● **TASK**:
Repeat the data word for word. Do not include the pictures.

++++ DATA EXTRACT

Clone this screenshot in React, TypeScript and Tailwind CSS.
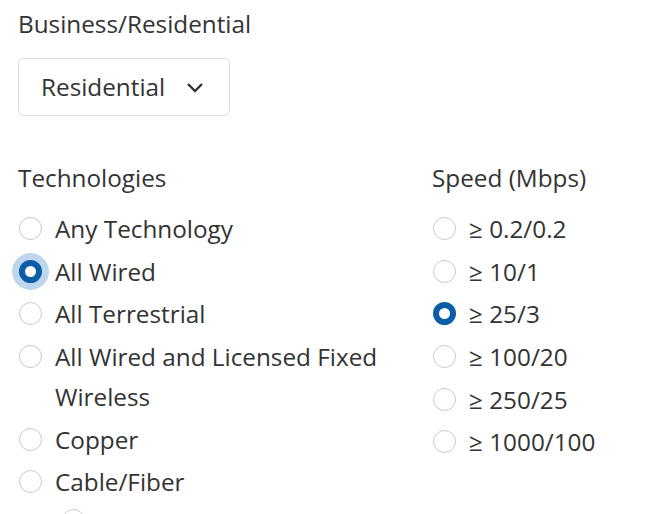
import { useState } from 'react'

const techs = [
  'Any Technology',
  'All Wired',
  'All Terrestrial',
  'All Wired and Licensed Fixed Wireless',
  'Copper',
  'Cable/Fiber',
]

const speeds = ['≥ 0.2/0.2', '≥ 10/1', '≥ 25/3', '≥ 100/20', '≥ 250/25', '≥ 1000/100']

function Radio({ label, checked, focused, onClick }: { label: string; checked: boolean; focused?: boolean; onClick: () => void }) {
  return (
    <label className="flex items-start gap-[13px] cursor-pointer" onClick={onClick}>
      {checked ? (
        <span
          className={
            'mt-[8px] ml-[1px] w-[23px] h-[23px] shrink-0 rounded-full border-[6.5px] border-[#0b5ea6] bg-white' +
            (focused ? ' shadow-[0_0_0_7px_#bfd7ed]' : '')
          }
        />
      ) : (
        <span className="mt-[8px] ml-[1px] w-[23px] h-[23px] shrink-0 rounded-full border-[1.5px] border-[#c9c9c9] bg-white" />
      )}
      <span className="leading-[40px]">{label}</span>
    </label>
  )
}

export default function App() {
  const [tech, setTech] = useState('All Wired')
  const [speed, setSpeed] = useState('≥ 25/3')

  return (
    <div className="h-[514px] overflow-hidden bg-white px-[18px] pt-[4px] font-['Open_Sans',sans-serif] text-[24.3px] text-[#333]">
      <div className="leading-[40px]">Business/Residential</div>

      <button className="mt-[14px] h-[58px] w-[212px] flex items-center gap-[21px] pl-[22px] rounded-[6px] border border-[#dcdcdc] bg-white text-[#333]">
        <span>Residential</span>
        <svg width="18" height="11" viewBox="0 0 18 11" fill="none">
          <polyline points="2,2 9,9 16,2" stroke="#333" strokeWidth="2.4" />
        </svg>
      </button>

      <div className="mt-[42px] grid grid-cols-[414px_1fr]">
        <div>
          <div className="leading-[40px]">Technologies</div>
          <div className="mt-[11px] flex flex-col gap-[2.7px] pr-[40px]">
            {techs.map((t) => (
              <Radio key={t} label={t} checked={tech === t} focused onClick={() => setTech(t)} />
            ))}
            {/* nested sub-option, only its radio peeks into view */}
            <div className="ml-[43px] mt-[4px] flex">
              <span className="ml-[1px] w-[23px] h-[23px] rounded-full border-[1.5px] border-[#c9c9c9] bg-white" />
            </div>
          </div>
        </div>
        <div>
          <div className="leading-[40px]">Speed (Mbps)</div>
          <div className="mt-[11px] flex flex-col gap-[2.7px]">
            {speeds.map((s) => (
              <Radio key={s} label={s} checked={speed === s} onClick={() => setSpeed(s)} />
            ))}
          </div>
        </div>
      </div>
    </div>
  )
}
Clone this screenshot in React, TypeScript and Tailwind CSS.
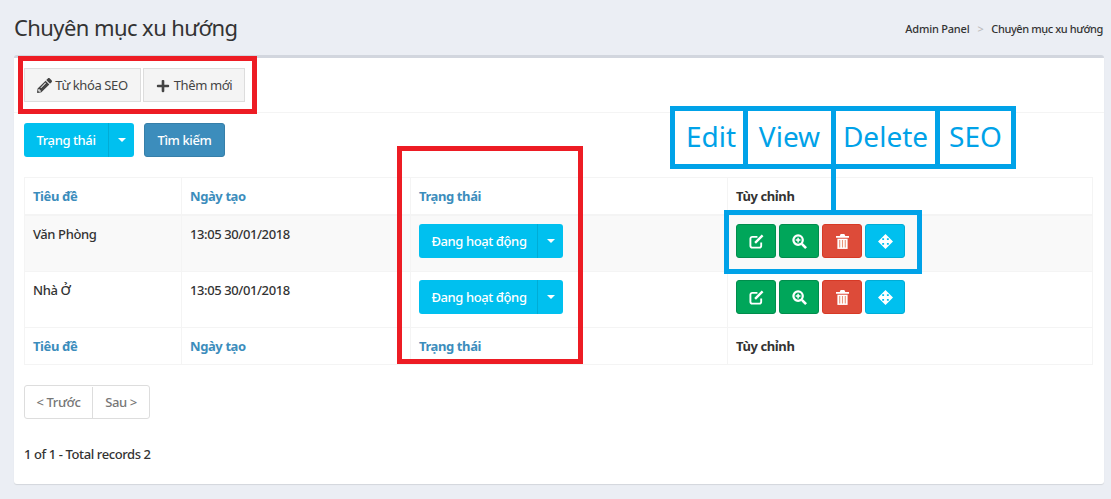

++++++++

● **WRITTEN SOLUTION**:
Clone this screenshot in React, TypeScript and Tailwind CSS.
import { useState } from 'react'

const techs = [
  'Any Technology',
  'All Wired',
  'All Terrestrial',
  'All Wired and Licensed Fixed Wireless',
  'Copper',
  'Cable/Fiber',
]

const speeds = ['≥ 0.2/0.2', '≥ 10/1', '≥ 25/3', '≥ 100/20', '≥ 250/25', '≥ 1000/100']

function Radio({ label, checked, focused, onClick }: { label: string; checked: boolean; focused?: boolean; onClick: () => void }) {
  return (
    <label className="flex items-start gap-[13px] cursor-pointer" onClick={onClick}>
      {checked ? (
        <span
          className={
            'mt-[8px] ml-[1px] w-[23px] h-[23px] shrink-0 rounded-full border-[6.5px] border-[#0b5ea6] bg-white' +
            (focused ? ' shadow-[0_0_0_7px_#bfd7ed]' : '')
          }
        />
      ) : (
        <span className="mt-[8px] ml-[1px] w-[23px] h-[23px] shrink-0 rounded-full border-[1.5px] border-[#c9c9c9] bg-white" />
      )}
      <span className="leading-[40px]">{label}</span>
    </label>
  )
}

export default function App() {
  const [tech, setTech] = useState('All Wired')
  const [speed, setSpeed] = useState('≥ 25/3')

  return (
    <div className="h-[514px] overflow-hidden bg-white px-[18px] pt-[4px] font-['Open_Sans',sans-serif] text-[24.3px] text-[#333]">
      <div className="leading-[40px]">Business/Residential</div>

      <button className="mt-[14px] h-[58px] w-[212px] flex items-center gap-[21px] pl-[22px] rounded-[6px] border border-[#dcdcdc] bg-white text-[#333]">
        <span>Residential</span>
        <svg width="18" height="11" viewBox="0 0 18 11" fill="none">
          <polyline points="2,2 9,9 16,2" stroke="#333" strokeWidth="2.4" />
        </svg>
      </button>

      <div className="mt-[42px] grid grid-cols-[414px_1fr]">
        <div>
          <div className="leading-[40px]">Technologies</div>
          <div className="mt-[11px] flex flex-col gap-[2.7px] pr-[40px]">
            {techs.map((t) => (
              <Radio key={t} label={t} checked={tech === t} focused onClick={() => setTech(t)} />
            ))}
            {/* nested sub-option, only its radio peeks into view */}
            <div className="ml-[43px] mt-[4px] flex">
              <span className="ml-[1px] w-[23px] h-[23px] rounded-full border-[1.5px] border-[#c9c9c9] bg-white" />
            </div>
          </div>
        </div>
        <div>
          <div className="leading-[40px]">Speed (Mbps)</div>
          <div className="mt-[11px] flex flex-col gap-[2.7px]">
            {speeds.map((s) => (
              <Radio key={s} label={s} checked={speed === s} onClick={() => setSpeed(s)} />
            ))}
          </div>
        </div>
      </div>
    </div>
  )
}
Clone this screenshot in React, TypeScript and Tailwind CSS.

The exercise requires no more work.